I was reminded of this anecdote yet again on the morning of Dec. 21, roughly 12 hours after the deaths of Sonya and Frank Anthony Gregorio in the hands of Tarlac police officer Jonel Nuezca. That's really all you need to know about the crime: A Filipino policeman murdered two defenseless Filipino citizens in broad daylight.
As video footage of the incident went viral, social media was in uproar, the online furor nowhere more deafening than on Twitter. And it was so easy to believe that the unending deluge of tweets condemning the murders, demanding accountability across all levels of government and the police force, meant the entire nation was actually angry that day--that in every pocket of this archipelago, people were united in a state of rage, horror, and disbelief. It was easy to forget, no matter how many times this has been said, that the virtual world is but a bubble--and in the case of the Philippines, hardly anything like the "real" world.
Which begs the question: What do you do after posting that carefully worded series of tweets that gets shared by tens of thousands, or after typing the final period to that kilometric Facebook essay replete with academic references? What's next after you like and share that tweet or post or on-point meme?
The thing to understand about impunity in the police force is that it's not, to use the term Mr. Duterte's minions have desperately clung to in describing Nuezca's act of murder, "isolated." What I mean is, it's not only in the police and government where a culture of impunity thrives unchecked.
Seeing people call out the so-called "good cops" for staying silent, I couldn't help wondering: Where were these people when shit closer to their respective homes hit the proverbial fan? Because when doctors choose to stay silent over Health Secretary Francisco Duque III's weak-kneed handling of the pandemic, and when those working in private institutions simply watch as these institutions attempt to pass the burden of COVID-19 to public hospitals, that is also impunity. When writers choose to stay silent while a National Artist for Literature and a national writing workshop blatantly support the government's drug war, that is also impunity. And when lawyers and political scientists choose to stay silent as their former professors and current colleagues abet the running of this country to the ground, that is also impunity.
Obviously, not all doctors, and writers, and lawyers, etcetera.
Allow me, then, to further extend the Wieselian thought (the original being that "silence only helps the oppressor"): When all we do is make noise online, and only on matters that are beyond our own backyards, we are actually barely helping. I am not saying there is no point in voicing out our anger. I am saying we need to carry that anger into the real world. I am saying we need to walk the (virtual) talk.
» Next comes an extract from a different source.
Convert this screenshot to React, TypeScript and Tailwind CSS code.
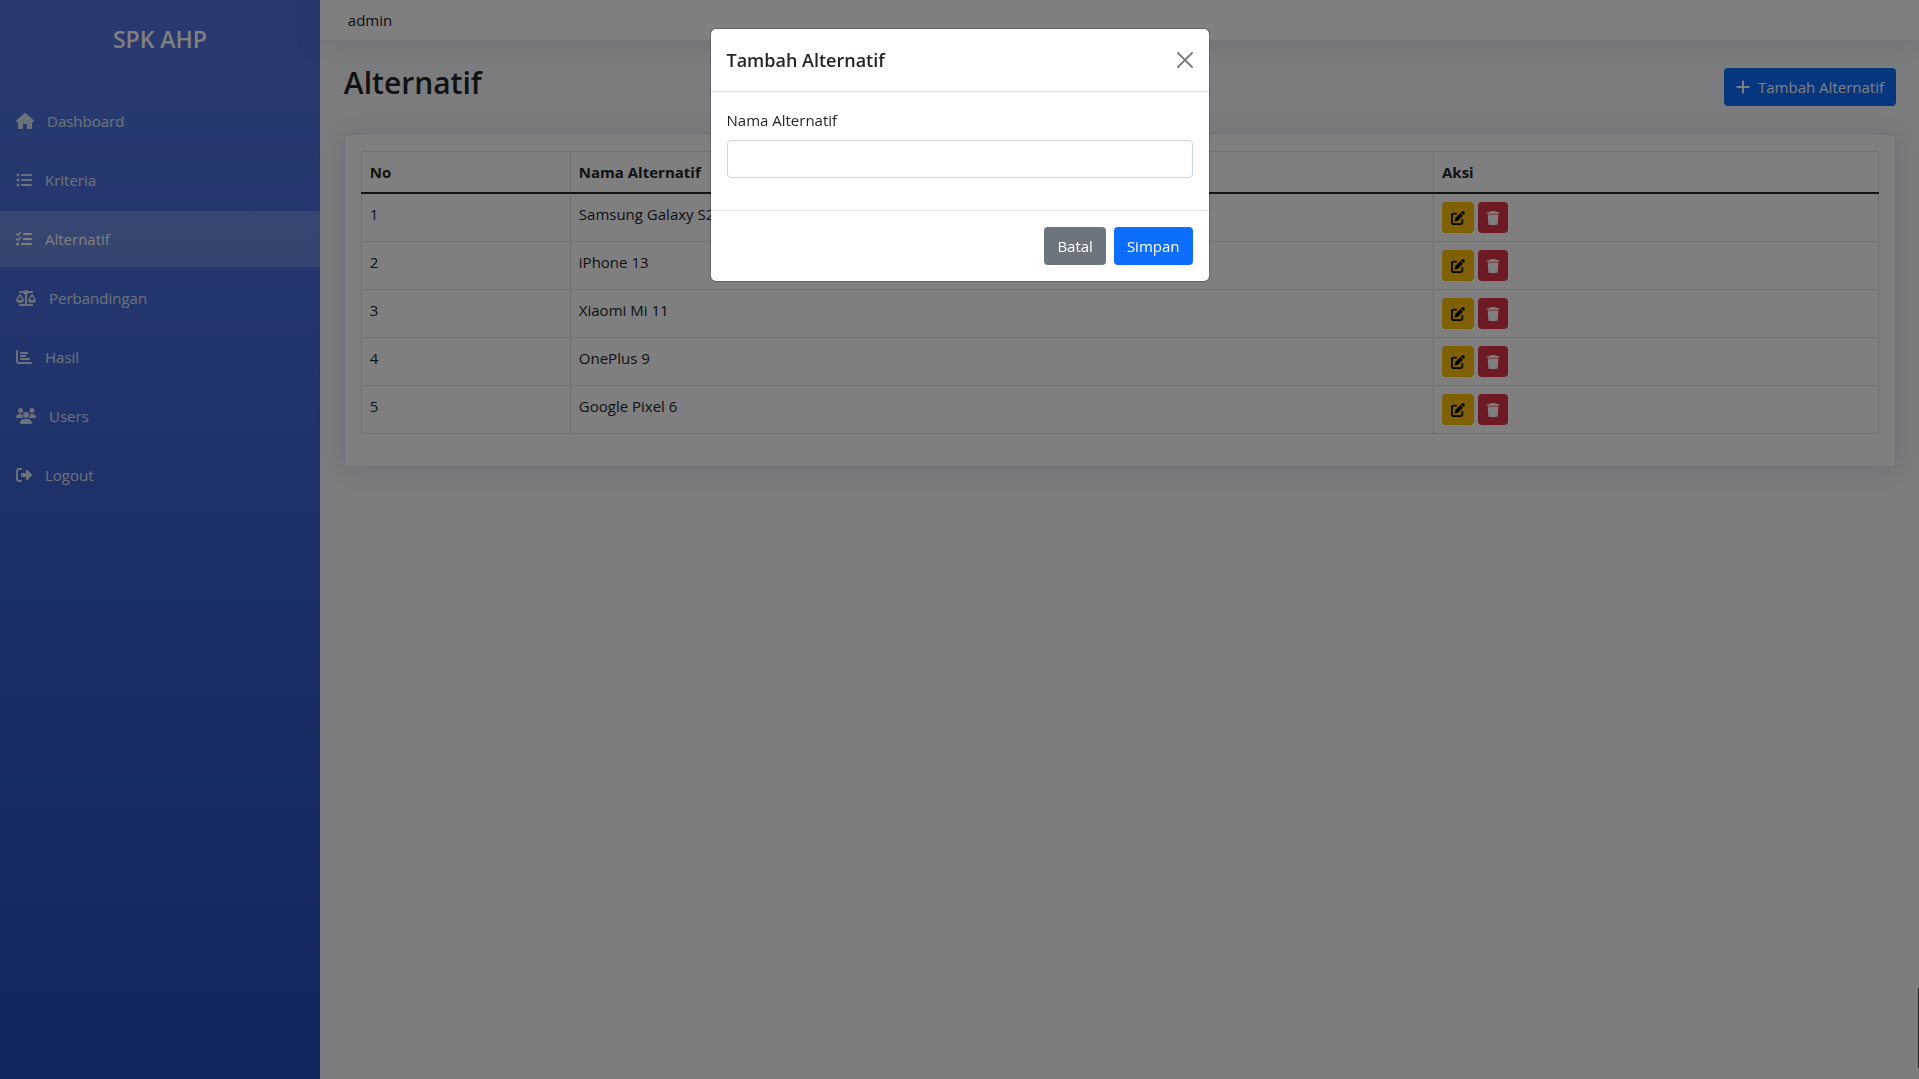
import { useState } from 'react';
import {
  FaChartBar,
  FaHouse,
  FaListCheck,
  FaListUl,
  FaPenToSquare,
  FaPlus,
  FaRightFromBracket,
  FaScaleBalanced,
  FaTrash,
  FaUsers,
} from 'react-icons/fa6';

const menu = [
  { label: 'Dashboard', icon: FaHouse, width: 'w-[18px]' },
  { label: 'Kriteria', icon: FaListUl, width: 'w-4' },
  { label: 'Alternatif', icon: FaListCheck, width: 'w-4', active: true },
  { label: 'Perbandingan', icon: FaScaleBalanced, width: 'w-5' },
  { label: 'Hasil', icon: FaChartBar, width: 'w-4' },
  { label: 'Users', icon: FaUsers, width: 'w-5' },
  { label: 'Logout', icon: FaRightFromBracket, width: 'w-4' },
];

const alternatives = ['Samsung Galaxy S21', 'iPhone 13', 'Xiaomi Mi 11', 'OnePlus 9', 'Google Pixel 6'];

function Sidebar() {
  return (
    <aside className="w-1/6 shrink-0 bg-linear-to-b/srgb from-[#4e73df] from-10% to-[#224abe] text-white">
      <h2 className="pt-[25px] pb-[39px] text-center text-[23px] leading-[29px] font-semibold">SPK AHP</h2>
      <nav className="flex flex-col gap-[3px]">
        {menu.map(({ label, icon: Icon, width, active }) => (
          <a
            key={label}
            href="#"
            className={`flex items-center gap-[13px] p-4 leading-6 ${active ? 'bg-white/20 text-white' : 'text-white/80'}`}
          >
            <Icon className={`h-4 shrink-0 ${width}`} />
            {label}
          </a>
        ))}
      </nav>
    </aside>
  );
}

function AlternativeTable() {
  return (
    <table className="mb-4 w-full table-fixed border-collapse text-left">
      <thead>
        <tr className="border-b-2 border-[#212529]">
          <th className="w-[209px] border-x border-t border-x-[#dee2e6] border-t-[#dee2e6] p-2 font-bold">No</th>
          <th className="border-x border-t border-x-[#dee2e6] border-t-[#dee2e6] p-2 font-bold">Nama Alternatif</th>
          <th className="w-[445px] border-x border-t border-x-[#dee2e6] border-t-[#dee2e6] p-2 font-bold">Aksi</th>
        </tr>
      </thead>
      <tbody>
        {alternatives.map((name, i) => (
          <tr key={name} className="align-top">
            <td className="border border-[#dee2e6] p-2">{i + 1}</td>
            <td className="border border-[#dee2e6] p-2">{name}</td>
            <td className="border border-[#dee2e6] p-2">
              <div className="flex gap-1">
                <button type="button" aria-label="Edit" className="flex h-[31px] w-8 items-center justify-center rounded bg-[#ffc107] text-sm text-black">
                  <FaPenToSquare />
                </button>
                <button type="button" aria-label="Hapus" className="flex h-[31px] w-[30px] items-center justify-center rounded bg-[#dc3545] text-sm text-white">
                  <FaTrash />
                </button>
              </div>
            </td>
          </tr>
        ))}
      </tbody>
    </table>
  );
}

function AddModal({ onClose }: { onClose: () => void }) {
  return (
    <div className="fixed inset-0 bg-black/50 px-4">
      <div
        role="dialog"
        aria-labelledby="modal-title"
        className="mx-auto mt-7 max-w-[500px] rounded-md border border-black/20 bg-white bg-clip-padding"
      >
        <div className="flex items-center justify-between border-b border-[#dee2e6] p-4">
          <h5 id="modal-title" className="text-lg leading-[30px] font-semibold">Tambah Alternatif</h5>
          <button type="button" aria-label="Close" className="opacity-50" onClick={onClose}>
            <svg className="h-4 w-4" viewBox="0 0 16 16" fill="#000">
              <path d="M.293.293a1 1 0 0 1 1.414 0L8 6.586 14.293.293a1 1 0 1 1 1.414 1.414L9.414 8l6.293 6.293a1 1 0 0 1-1.414 1.414L8 9.414l-6.293 6.293a1 1 0 0 1-1.414-1.414L6.586 8 .293 1.707a1 1 0 0 1 0-1.414z" />
            </svg>
          </button>
        </div>
        <div className="p-4">
          <label htmlFor="nama" className="mb-2 block">Nama Alternatif</label>
          <input id="nama" type="text" className="mb-4 block h-[38px] w-full rounded border border-[#ced4da] px-3 outline-none" />
        </div>
        <div className="flex justify-end gap-2 border-t border-[#dee2e6] p-4">
          <button type="button" className="h-[38px] rounded bg-[#6c757d] px-[13px] text-white" onClick={onClose}>Batal</button>
          <button type="button" className="h-[38px] rounded bg-[#0d6efd] px-[13px] text-white">Simpan</button>
        </div>
      </div>
    </div>
  );
}

export default function App() {
  const [open, setOpen] = useState(true);

  return (
    <div className="flex min-h-screen bg-[#f8f9fc] font-['Open_Sans',sans-serif] text-[15px] leading-6 text-[#212529]">
      <Sidebar />
      <div className="min-w-0 flex-1">
        <header className="bg-white px-7 py-2 shadow-[0_2px_28px_0_rgba(58,59,69,0.15)]">admin</header>
        <main className="py-6 pr-[23px] pl-6">
          <div className="mb-6 flex items-center justify-between">
            <h1 className="mb-2 text-3xl leading-[38px] font-semibold">Alternatif</h1>
            <button
              type="button"
              className="flex h-[38px] items-center gap-2 rounded bg-[#0d6efd] px-3 text-white"
              onClick={() => setOpen(true)}
            >
              <FaPlus className="h-4 w-[14px]" />
              Tambah Alternatif
            </button>
          </div>
          <div className="rounded border border-[#e3e6f0] bg-white p-4 shadow-[0_2px_28px_0_rgba(58,59,69,0.15)]">
            <AlternativeTable />
          </div>
        </main>
      </div>
      {open && <AddModal onClose={() => setOpen(false)} />}
      <div className="fixed right-0 bottom-[11px] h-20 w-px bg-[#222222]" />
    </div>
  );
}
There is a world beyond social media, its thought-provoking discourses and clout-chasing influencers. It may contain your neighbor who is proudly "apolitical." Your sibling who is a "timeline cleanser." Your parents' business partner who still supports Mr. Duterte because "he is good for business." Your lawyer friend who views the law as words on a page, and not something that should have moral and ethical guideposts. Hundreds of thousands of people who don't even use Twitter, and probably haven't seen, or heard, or seen and heard what Nuezca did on Dec. 20.
Amid this pandemic, which has worked so well to government's advantage in that it has become easier than ever to suppress organized action and stamp out dissent through covert operations, disrupting the fragile comforts of our polite and decent circles is maybe the best that we can do to bring the "discourse" outside our virtual echo chambers. This, too, will never be enough. But it can be a start.